>> begin Extracted records

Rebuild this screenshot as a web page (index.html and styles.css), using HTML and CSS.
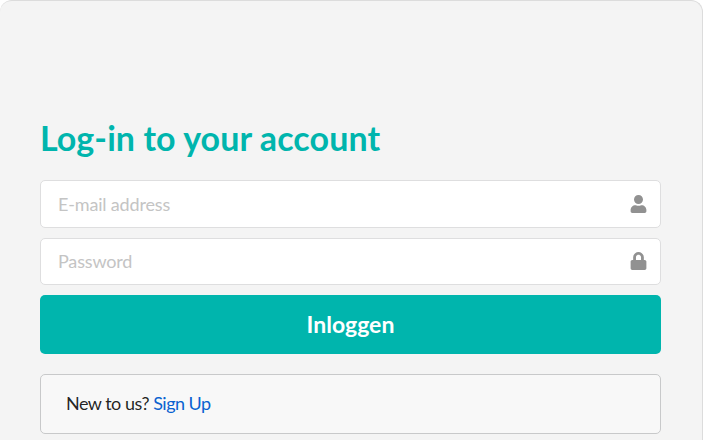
FILE: index.html
```html
<!DOCTYPE html>
<html lang="en">
<head>
<meta charset="utf-8">
<title>Log-in</title>
<link rel="stylesheet" href="styles.css">
</head>
<body>
<main class="segment">
  <h2 class="header">Log-in to your account</h2>
  <form class="form">
    <div class="field">
      <input type="text" placeholder="E-mail address">
      <svg class="icon" viewBox="0 0 448 512"><path d="M224 256c70.700 0 128-57.300 128-128S294.700 0 224 0 96 57.300 96 128s57.300 128 128 128zm89.600 32h-16.700c-22.200 10.200-46.900 16-72.900 16s-50.600-5.800-72.900-16h-16.700C60.200 288 0 348.200 0 422.400V464c0 26.500 21.500 48 48 48h352c26.500 0 48-21.500 48-48v-41.600c0-74.200-60.200-134.400-134.400-134.400z"/></svg>
    </div>
    <div class="field">
      <input type="password" placeholder="Password">
      <svg class="icon" viewBox="0 0 448 512"><path d="M400 224h-24v-72C376 68.200 307.800 0 224 0S72 68.200 72 152v72H48c-26.500 0-48 21.500-48 48v192c0 26.500 21.500 48 48 48h352c26.500 0 48-21.500 48-48V272c0-26.500-21.500-48-48-48zm-104 0H152v-72c0-39.700 32.300-72 72-72s72 32.300 72 72v72z"/></svg>
    </div>
    <button class="submit" type="button">Inloggen</button>
  </form>
  <div class="message">New to us? <a href="#">Sign Up</a></div>
</main>
</body>
</html>
```
FILE: styles.css
```css
* { box-sizing: border-box; }
body {
  margin: 0;
  background: #fff;
  color: rgba(0, 0, 0, .87);
  font-family: Lato, sans-serif;
  font-size: 18px;
}
.segment {
  width: 703px;
  height: 440px;
  padding: 116px 41px 0 40px;
  background: #f4f4f4;
  border: 1px solid #dcdcdc;
  border-width: 1px 1px 0 0;
  border-radius: 12px 12px 0 0;
}
.header {
  margin: 0 0 21px;
  color: #00b5ad;
  font-size: 34px;
  font-weight: 700;
  letter-spacing: .08px;
  line-height: 42px;
}
.form { display: flex; flex-direction: column; gap: 10px; }
.field {
  display: flex;
  align-items: center;
  height: 48px;
  padding: 0 13px 0 17px;
  background: #fff;
  border: 1px solid #dededf;
  border-radius: 5px;
}
.field + .field { height: 47px; padding-bottom: 1px; }
.field input {
  flex: 1;
  min-width: 0;
  padding: 0;
  border: 0;
  outline: 0;
  background: transparent;
  font: inherit;
  letter-spacing: -.17px;
}
.field input::placeholder { color: #c4c4c4; opacity: 1; }
.icon { width: 17px; height: 18px; margin-bottom: 1px; fill: #919191; }
.submit {
  height: 59px;
  padding: 0 0 2px;
  border: 0;
  border-radius: 5px;
  background: #00b5ad;
  color: #fff;
  font: 700 23px Lato, sans-serif;
}
.message {
  height: 60px;
  margin-top: 20px;
  padding: 0 25px;
  background: #f8f8f8;
  border: 1px solid #c8c9ca;
  border-radius: 5px;
  letter-spacing: -.51px;
  line-height: 57px;
}
.message a { color: #0a62d0; text-decoration: none; }
```
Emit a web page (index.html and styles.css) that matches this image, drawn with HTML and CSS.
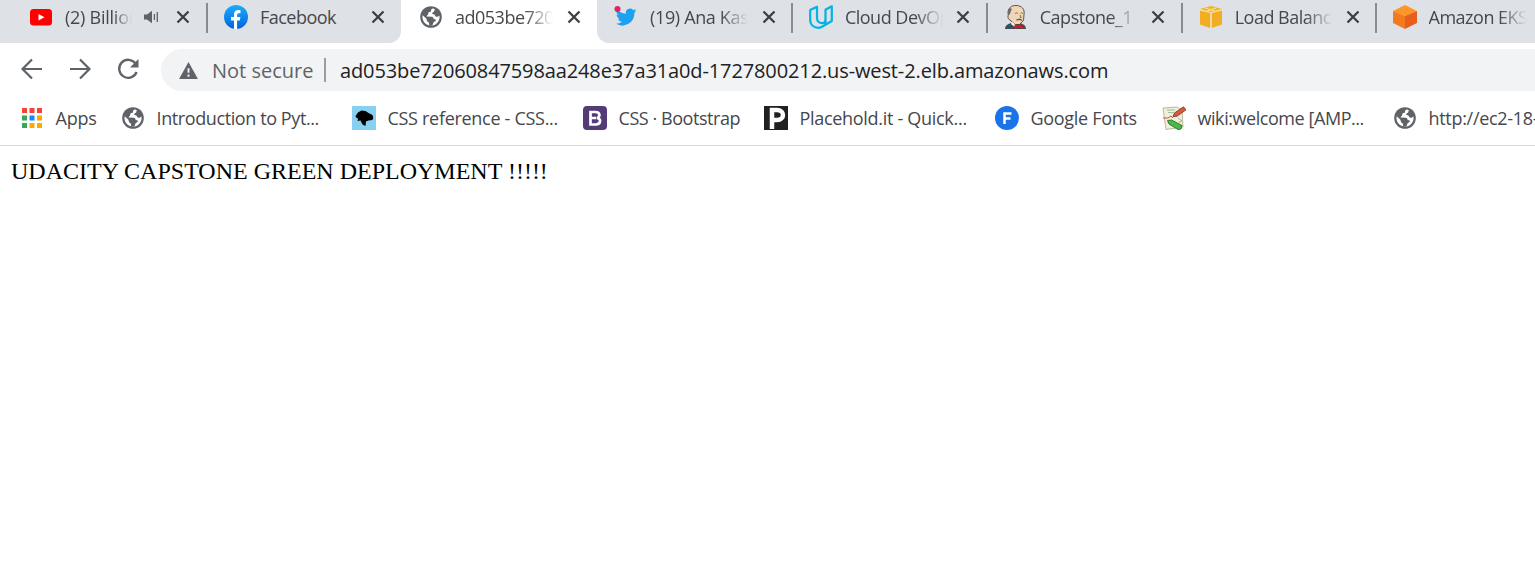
FILE: index.html
```html
<!DOCTYPE html>
<html lang="en">
<head>
<meta charset="utf-8">
<title>Udacity Capstone</title>
<link rel="stylesheet" href="styles.css">
</head>
<body>
<svg class="defs" width="0" height="0" aria-hidden="true">
  <symbol id="x" viewBox="0 0 14 14"><path d="M1.500 1.500l11 11M12.500 1.500l-11 11" fill="none" stroke="#3c4043" stroke-width="2.300"/></symbol>
  <symbol id="globe" viewBox="0 0 24 24"><circle cx="12" cy="12" r="10.800" fill="#5f6368"/><path d="M13.500 3.600c-1 .5-1.700 1.200-1.500 2.300-.2 1.500-1.800 1-2.500 1.700-.5.800.1 1.600-.7 2.300-.7.500-1.300.8-1.200 1.700l5.200.1c1.500.2 1.400 1.800 2.200 2.300.8.300 1.800.1 1.800 1.100 0 1.500-1.600 1.500-2.300 2.300-.6.900-.3 2.400-1.700 3-1 .4-2.200.2-2.700.1v-2.300c0-1.100-1.200-1-1.900-1.900-.7-1-.3-2.200-1.200-3L3.600 10.300C2.700 15.700 6.600 20.600 12 20.600c4.800 0 8.600-3.800 8.600-8.600 0-.6-.1-1.100-.2-1.600-1 .9-2.300 1.700-3.600 1-.9-.5-.7-1.500-1.500-1.900-.8-.3-2-.1-2.100-1.200-.1-1.200 1.300-1.200 1.900-1.900.6-.8.300-1.500.8-2.200-.6-.3-1.500-.5-2.400-.6z" fill="#fff"/></symbol>
</svg>
<header>
  <div class="tabstrip">
    <div class="group before">
      <div class="tab first"><svg class="icon" viewBox="0 0 24 24"><rect x="1" y="4" width="22" height="16.500" rx="3.500" fill="#f00"/><path d="M9.500 9v6.500l6-3.250z" fill="#fff"/></svg><span class="title short t1">(2) Billion</span><svg class="audio" viewBox="0 0 16 14"><path d="M1 4.500h3L9 .8v12.400L4 9.500H1z" fill="#5f6368"/><path d="M11.400 4v6M14.300 2v10" stroke="#5f6368" stroke-width="1.300"/></svg><svg class="close"><use href="#x"/></svg></div>
      <div class="tab split"><svg class="icon" viewBox="0 0 24 24"><defs><linearGradient id="fb" x2="0" y2="1"><stop stop-color="#19afff"/><stop offset="1" stop-color="#0062e0"/></linearGradient></defs><circle cx="12" cy="12" r="12" fill="url(#fb)"/><path d="M10 24v-8.500H7V12h3V9.500C10 6.400 11.800 5 14.400 5c1 0 2.100.2 2.100.2v3H15c-1.500 0-1.900.9-1.900 1.800v2h3.300l-.6 3.500h-2.700V24z" fill="#fff"/></svg><span class="title t2">Facebook</span><svg class="close"><use href="#x"/></svg></div>
    </div>
    <div class="tab active"><svg class="icon" viewBox="0 0 24 24"><use href="#globe"/></svg><span class="title t3">ad053be720</span><svg class="close"><use href="#x"/></svg></div>
    <div class="group after">
      <div class="tab"><svg class="icon" viewBox="0 0 24 24"><path d="M22.500 5.500c-.8.400-1.600.6-2.400.7.900-.5 1.500-1.300 1.800-2.300-.8.500-1.700.8-2.700 1a4.300 4.300 0 0 0-7.300 3.900C8.400 8.600 5.300 6.900 3.200 4.300a4.300 4.300 0 0 0 1.300 5.700c-.7 0-1.400-.2-1.900-.5 0 2 1.500 3.800 3.400 4.200-.6.200-1.300.2-1.900.1.500 1.700 2.100 2.900 4 3-1.800 1.300-4 2-6.300 1.800a12.100 12.100 0 0 0 18.600-10.800c.8-.6 1.500-1.400 2.100-2.300z" fill="#1da1f2"/><circle cx="3.500" cy="4" r="3" fill="#e0245e"/></svg><span class="title t4">(19) Ana Kas</span><svg class="close"><use href="#x"/></svg></div>
      <div class="tab split"><svg class="icon" viewBox="0 0 24 24"><path d="M8 1.800 1.200 5v9.500C1.200 20 5 22.800 9.500 22.800c1.500 0 2.600-.6 3.500-1L22.800 16V1.300l-6.300 3.500V14c0 3-1.500 4.200-3.500 4.200-2.600 0-5-2-5-5.200zM16.500 14v5" fill="none" stroke="#02b3e4" stroke-width="2.200" stroke-linejoin="round"/></svg><span class="title t5">Cloud DevOp</span><svg class="close"><use href="#x"/></svg></div>
      <div class="tab split"><svg class="icon" viewBox="0 0 24 24"><path d="M1 24c0-3 2-5 6-6l9 0c4 1 6 3 6 6z" fill="#335061"/><path d="M5 8C4 3 7 .500 12 .500c6 0 9 4 8 9l-.5 6-4 4H11l-5-4.500c-2.500-1-2.500-4-1-7z" fill="#f0d6b7" stroke="#39352f" stroke-width=".8"/><path d="M6 3C3.500 4 3 7 4 10l1.500-.5c1.500-1.500 1-4 2.500-5.500z" fill="#6d6b6d"/><path d="M11 8.500q2-1.500 3 0m2.500 0q1-1.500 2.500 0M16 10l1.200 2.500-1.700.5" fill="none" stroke="#6b5344" stroke-width=".8"/><path d="M12.500 15.300c2-1.500 4-1 5.500.2" fill="none" stroke="#5c5750" stroke-width="1.300"/><path d="m8 17 4 3-1 2-4-3z" fill="#fff"/><path d="M10.500 19l4 1.500 4-1.500v5l-4-1.500-4 1.500z" fill="#d51920"/></svg><span class="title t6">Capstone_1 #</span><svg class="close"><use href="#x"/></svg></div>
      <div class="tab split"><svg class="icon" viewBox="0 0 24 24"><path d="M1 4 12 1l11 3-11 4z" fill="#f4b21b"/><path d="M1 5.500 11.300 8v15L1 19.500zM23 5.500 12.700 8v15L23 19.500z" fill="#f0ae20"/><path d="M1 4.700 12 7.500l11-2.800M12 7.500V23M6 3l10 3M17 3 8 6" fill="none" stroke="#fbe2a0"/></svg><span class="title t7">Load Balance</span><svg class="close"><use href="#x"/></svg></div>
      <div class="tab split last"><svg class="icon" viewBox="0 0 24 24"><path d="m0 6 12-6 12 6-12 5z" fill="#ff9526"/><path d="m0 6 12 5v13L0 18z" fill="#f47a20"/><path d="M24 6v12l-12 6V11z" fill="#e85e1c"/></svg><span class="title t8">Amazon EKS</span></div>
    </div>
  </div>
  <div class="toolbar">
    <svg class="nav" viewBox="0 0 24 24"><path d="M22 12H3M12 2.500 2.500 12l9.500 9.500" fill="none" stroke="#5f6368" stroke-width="2.200"/></svg>
    <svg class="nav" viewBox="0 0 24 24"><path d="M2 12h19M12 2.500l9.500 9.500-9.500 9.500" fill="none" stroke="#5f6368" stroke-width="2.200"/></svg>
    <svg class="nav" viewBox="0 0 24 24"><path d="M19.500 6.500A9 9 0 1 0 20.600 15" fill="none" stroke="#5f6368" stroke-width="2.300"/><path d="M22.500 2v8.500H14z" fill="#5f6368"/></svg>
    <div class="omnibox">
      <svg class="warn" viewBox="0 0 20 18"><path d="M10 0l10 18H0z" fill="#5f6368"/><path d="M10 6.500v5M10 13.200v2.300" stroke="#f1f3f4" stroke-width="2"/></svg>
      <span class="insecure">Not secure</span><i class="divider"></i><span class="url">ad053be72060847598aa248e37a31a0d-1727800212.us-west-2.elb.amazonaws.com</span>
    </div>
  </div>
  <nav class="bookmarks">
    <a class="apps"><svg class="icon" viewBox="0 0 24 24"><path d="M2 2h5v5H2zM9.500 2h5v5h-5zM17 2h5v5h-5z" fill="#f44336"/><path d="M2 9.500h5v5H2zM2 17h5v5H2z" fill="#34a853"/><path d="M9.500 9.500h5v5h-5z" fill="#1a84ff"/><path d="M17 9.500h5v5h-5zM9.500 17h5v5h-5zM17 17h5v5h-5z" fill="#fbab00"/></svg><span class="b1">Apps</span></a>
    <a><svg class="icon"><use href="#globe"/></svg><span class="b2">Introduction to Pyt...</span></a>
    <a><svg class="icon" viewBox="0 0 24 24"><path fill="#88d0f0" d="M0 0h24v24H0z"/><path d="M3.500 10 6 6.500 9.500 4.500l4 .5 3 2 4 2 .8 3-1 2-3.800.5-2.500 1-.5 4.500-3-1.500-2-4-3 .5.500-2.500-2-1z"/></svg><span class="b3">CSS reference - CSS...</span></a>
    <a class="mid"><svg class="icon" viewBox="0 0 24 24"><rect width="24" height="24" rx="4" fill="#533b78"/><path d="M7.500 6h5c5 0 5 5.500 1.200 5.800 5 .4 4.300 6.700-1 6.700H7.500zM8 12h5" fill="none" stroke="#fff" stroke-width="2.700"/></svg><span class="b4">CSS · Bootstrap</span></a>
    <a><svg class="icon" viewBox="0 0 24 24"><path fill="#202020" d="M0 0h24v24H0z"/><path d="M8 23V4h5c8 0 8 10 0 10H8" fill="none" stroke="#fff" stroke-width="4.500"/></svg><span class="b5">Placehold.it - Quick...</span></a>
    <a class="fonts"><svg class="icon" viewBox="0 0 24 24"><circle cx="12" cy="12" r="12" fill="#1a73e8"/><path d="M9.500 18V7.500h7M9.500 12.500h6" fill="none" stroke="#fff" stroke-width="2.500"/></svg><span class="b6">Google Fonts</span></a>
    <a><svg class="icon" viewBox="0 0 24 24"><path d="m1 2 14-1 5 3 1 17-17 2.500z" fill="#f1efd9" stroke="#aaa98f" stroke-width=".8"/><path d="M5 4h8M6 6.500h6M16 12l4 3-3 1M17 17l4-4" fill="none" stroke="#9cbf9c"/><path d="M1 12h5l3-2 2 2" fill="none" stroke="#f03e3e"/><path d="M11 10.500 12.500 7 21.500.8l2.500 3-9 6.500z" fill="#d45b40" stroke="#83291b" stroke-width=".8"/><path d="m5.500 14.500 4-.5 10.500 5.500-1 3.500-3 .5-9-5.500z" fill="#4eb748" stroke="#1c7c25" stroke-width=".9"/></svg><span class="b7">wiki:welcome [AMP...</span></a>
    <a><svg class="icon"><use href="#globe"/></svg><span class="b8">http://ec2-18-</span></a>
  </nav>
</header>
<main>UDACITY CAPSTONE GREEN DEPLOYMENT !!!!!</main>
</body>
</html>
```
FILE: styles.css
```css
* { box-sizing: border-box; }
body { margin: 0; background: #fff; overflow: hidden; font-family: "Open Sans", "Noto Sans", sans-serif; }
svg { display: block; flex: none; }
.defs { position: absolute; }
.icon { width: 24px; height: 24px; }
.tabstrip { display: flex; height: 43px; overflow: hidden; }
.group { display: flex; flex: none; height: 43px; background: #dee1e6; }
.before { width: 401px; padding-left: 12px; border-bottom-right-radius: 12px; }
.after { width: 938px; overflow: hidden; border-bottom-left-radius: 12px; }
.tab { display: flex; flex: none; width: 194.9px; height: 34px; padding-left: 17px; align-items: center; position: relative; }
.active { width: 196px; padding-left: 18px; }
.last { margin-left: -1px; }
.split::before { content: ""; position: absolute; left: -1px; top: 3px; width: 2px; height: 30px; background: #898b90; }
.title { width: 98px; margin-left: 12px; overflow: hidden; white-space: nowrap; font-size: 18px; line-height: 28px; letter-spacing: -0.5px; color: #45484c; -webkit-mask-image: linear-gradient(90deg, #000 72%, transparent); mask-image: linear-gradient(90deg, #000 72%, transparent); }
.t2 { -webkit-mask-image: none; mask-image: none; }
.t4 { letter-spacing: -0.35px; }
.short { width: 67px; letter-spacing: -0.25px; }
.audio { width: 16px; height: 14px; margin-left: 11px; }
.close { width: 14px; height: 14px; margin-left: 13.5px; }
.audio + .close { margin-left: 17px; }
.toolbar { display: flex; height: 54px; padding: 6px 0 6px 20px; }
.nav { width: 24px; height: 24px; margin: 8px 24px 0 0; }
.omnibox { display: flex; flex: none; width: 1400px; height: 42px; margin-left: -3px; padding-left: 18px; border-radius: 21px; background: #f1f3f4; align-items: center; white-space: nowrap; font-size: 20px; color: #202124; }
.warn { width: 19px; height: 17px; }
.insecure { width: 101px; margin-left: 14px; color: #5f6368; }
.url { letter-spacing: -0.12px; }
.divider { width: 2px; height: 24px; margin: 0 14px 0 11px; background: #999ca0; }
.bookmarks { display: flex; height: 49px; padding: 9px 0 0 20px; border-bottom: 1px solid #d9dadc; overflow: hidden; }
.bookmarks a { display: flex; flex: none; width: 231px; height: 24px; align-items: center; gap: 11.5px; white-space: nowrap; font-size: 18px; line-height: 24px; color: #45484c; }
.bookmarks .apps { width: 101px; }
.bookmarks .mid { width: 181px; }
.bookmarks .fonts { width: 167px; }
.bookmarks span { margin-top: -1px; letter-spacing: -0.3px; }
.bookmarks .b1 { letter-spacing: -0.2px; }
.bookmarks .b2 { letter-spacing: -0.4px; }
.bookmarks .b4 { letter-spacing: -0.44px; }
.bookmarks .b7 { letter-spacing: -0.44px; }
main { padding: 11px 11px 0; font: 24px/28px "Liberation Serif", serif; color: #000; }
```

>> end Extracted records

#### Work to do
Show every line in the records above that contains the word "page".

#### Reply
Rebuild this screenshot as a web page (index.html and styles.css), using HTML and CSS.
Emit a web page (index.html and styles.css) that matches this image, drawn with HTML and CSS.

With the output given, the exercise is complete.